If interacting with readers is stimulating, it can also be tricky. Readers who love a book often beg for a sequel. Tsukiyama granted that wish once with "the Language of Threads" (1999), which reunited a number of the characters from the "Women of the Silk."

But in the case of "The Samurai's Garden," she is very clear that the book stands as the story of one

critical year in the character's life. "I never felt the need to go beyond that," she said. "It works because it's that one year; if you go beyond that, it breaks down." She's more inclined to write a prequel, to explore how some of the older characters came to be as they were, although she's making no promises about that, either.

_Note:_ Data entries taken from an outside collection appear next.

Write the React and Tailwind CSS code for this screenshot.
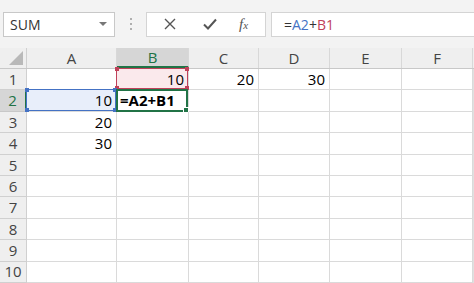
const cols = [
  { key: 'A', w: 'w-[90px]' },
  { key: 'B', w: 'w-[72px]' },
  { key: 'C', w: 'w-[70px]' },
  { key: 'D', w: 'w-[71px]' },
  { key: 'E', w: 'w-[72px]' },
  { key: 'F', w: 'w-[71px]' },
]

const data = {
  B1: '10',
  C1: '20',
  D1: '30',
  A2: '10',
  A3: '20',
  A4: '30',
}

const rows = [1, 2, 3, 4, 5, 6, 7, 8, 9, 10]

const Dot = ({ className }) => <span className={`absolute h-[4px] w-[4px] ${className}`} />

const Highlight = ({ id }) => {
  if (id === 'A2')
    return (
      <div className="pointer-events-none absolute -left-px -top-px bottom-0 right-0 border border-[#4472c4]">
        <Dot className="-left-[2px] -top-[2px] bg-[#4472c4]" />
        <Dot className="-right-[2px] -top-[2px] bg-[#4472c4]" />
        <Dot className="-left-[2px] -bottom-[2px] bg-[#4472c4]" />
        <Dot className="-right-[2px] -bottom-[2px] bg-[#4472c4]" />
      </div>
    )
  if (id === 'B1')
    return (
      <div className="pointer-events-none absolute -left-px -top-px bottom-0 right-0 border border-[#c0415a]">
        <Dot className="-left-[2px] -top-[2px] bg-[#c0415a]" />
        <Dot className="-right-[2px] -top-[2px] bg-[#c0415a]" />
        <Dot className="-left-[2px] -bottom-[2px] bg-[#c0415a]" />
        <Dot className="-right-[2px] -bottom-[2px] bg-[#c0415a]" />
      </div>
    )
  if (id === 'B2')
    return (
      <div className="pointer-events-none absolute -left-px -top-px -bottom-px right-0 border-2 border-[#217346]">
        <Dot className="-right-[3px] -bottom-[3px] border border-white bg-[#217346] h-[6px] w-[6px]" />
      </div>
    )
  return null
}

const Cell = ({ col, row }) => {
  const id = col.key + row
  const bg = id === 'A2' ? 'bg-[#e8eefa]' : id === 'B1' ? 'bg-[#fae9ec]' : 'bg-white'
  return (
    <div className={`relative ${col.w} h-full shrink-0 border-b border-r border-[#dadada] ${bg}`}>
      {id === 'B2' ? (
        <div className="flex h-full items-center pl-[3px] text-[15px] font-bold text-black">=A2+B1</div>
      ) : (
        <div className="flex h-full items-center justify-end pr-[4px] text-[15px] text-black">{data[id]}</div>
      )}
      <Highlight id={id} />
    </div>
  )
}

const App = () => {
  return (
    <div className="h-[283px] w-[474px] overflow-hidden bg-[#f3f3f3] font-['Open_Sans',sans-serif]">
      <div className="flex h-[48px] items-center">
        <div className="ml-[3px] flex h-[25px] w-[112px] items-center justify-between border border-[#c8c8c8] bg-white pl-[6px] pr-[7px]">
          <span className="text-[14px] text-[#333]">SUM</span>
          <span className="h-0 w-0 border-x-[4px] border-t-[4px] border-x-transparent border-t-[#777]" />
        </div>
        <div className="ml-[15px] flex flex-col gap-[3px]">
          <span className="h-[2px] w-[2px] rounded-full bg-[#999]" />
          <span className="h-[2px] w-[2px] rounded-full bg-[#999]" />
          <span className="h-[2px] w-[2px] rounded-full bg-[#999]" />
        </div>
        <div className="ml-[14px] flex h-[25px] w-[120px] items-center border border-[#d4d4d4] bg-white">
          <svg className="ml-[17px]" width="12" height="12" viewBox="0 0 12 12">
            <path d="M1 1 L11 11 M11 1 L1 11" stroke="#555" strokeWidth="1.4" fill="none" />
          </svg>
          <svg className="ml-[27px]" width="14" height="12" viewBox="0 0 14 12">
            <path d="M1 6.5 L5 10.5 L13 1.5" stroke="#555" strokeWidth="2" fill="none" />
          </svg>
          <span className="ml-[22px] font-['Liberation_Serif',serif] text-[15px] italic text-[#555]">
            f<span className="text-[11px]">x</span>
          </span>
        </div>
        <div className="ml-[5px] flex h-[25px] flex-1 items-center border-y border-l border-[#d4d4d4] bg-white pl-[12px] text-[14px]">
          <span className="text-[#333]">=</span>
          <span className="text-[#4472c4]">A2</span>
          <span className="text-[#333]">+</span>
          <span className="text-[#c0415a]">B1</span>
        </div>
      </div>
      <div className="flex h-[21px] border-b border-[#c8c8c8] bg-[#efefef] text-[15px] text-[#444]">
        <div className="relative w-[27px] shrink-0 border-r border-[#d0d0d0]">
          <svg className="absolute bottom-[3px] right-[3px]" width="14" height="14" viewBox="0 0 14 14">
            <path d="M14 0 L14 14 L0 14 Z" fill="#b9b9b9" />
          </svg>
        </div>
        {cols.map((c) => (
          <div
            key={c.key}
            className={`flex ${c.w} shrink-0 items-center justify-center border-r border-[#d8d8d8] ${
              c.key === 'B' ? 'border-b-2 border-b-[#217346] bg-[#d6d6d6] text-[#217346]' : ''
            }`}
          >
            {c.key}
          </div>
        ))}
        <div className="flex-1" />
      </div>
      <div className="flex">
        <div className="flex flex-1 flex-col">
          {rows.map((r) => (
            <div key={r} className="flex h-[21.4px]">
              <div
                className={`flex w-[27px] shrink-0 items-center justify-center border-b border-r text-[15px] ${
                  r === 2
                    ? 'border-r-2 border-b-[#c8c8c8] border-r-[#217346] bg-[#d6d6d6] text-[#217346]'
                    : 'border-[#d0d0d0] bg-[#efefef] text-[#444]'
                }`}
              >
                {r}
              </div>
              {cols.map((c) => (
                <Cell key={c.key} col={c} row={r} />
              ))}
              <div className="flex-1 bg-[#e0e0e0]" />
            </div>
          ))}
        </div>
      </div>
    </div>
  )
}

export default App
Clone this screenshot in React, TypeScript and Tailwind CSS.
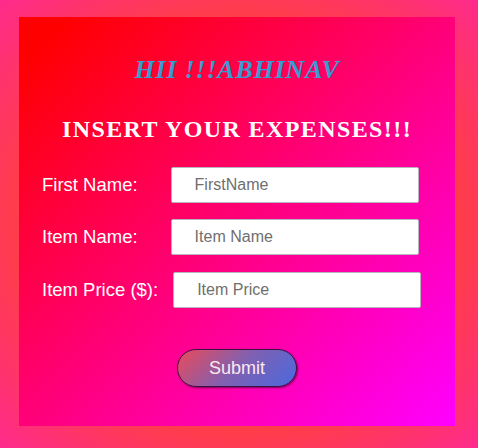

"I've always kept in the back of my mind that it's up to me to pave my own road as a writer and not fall into the trap of writing the same book over and over again," she said. "I think your voice and your style of writing is what's important. If you can relate a story in the way that you have been doing, even if it's a different story than the one that went before, you can make that work for the reader, too."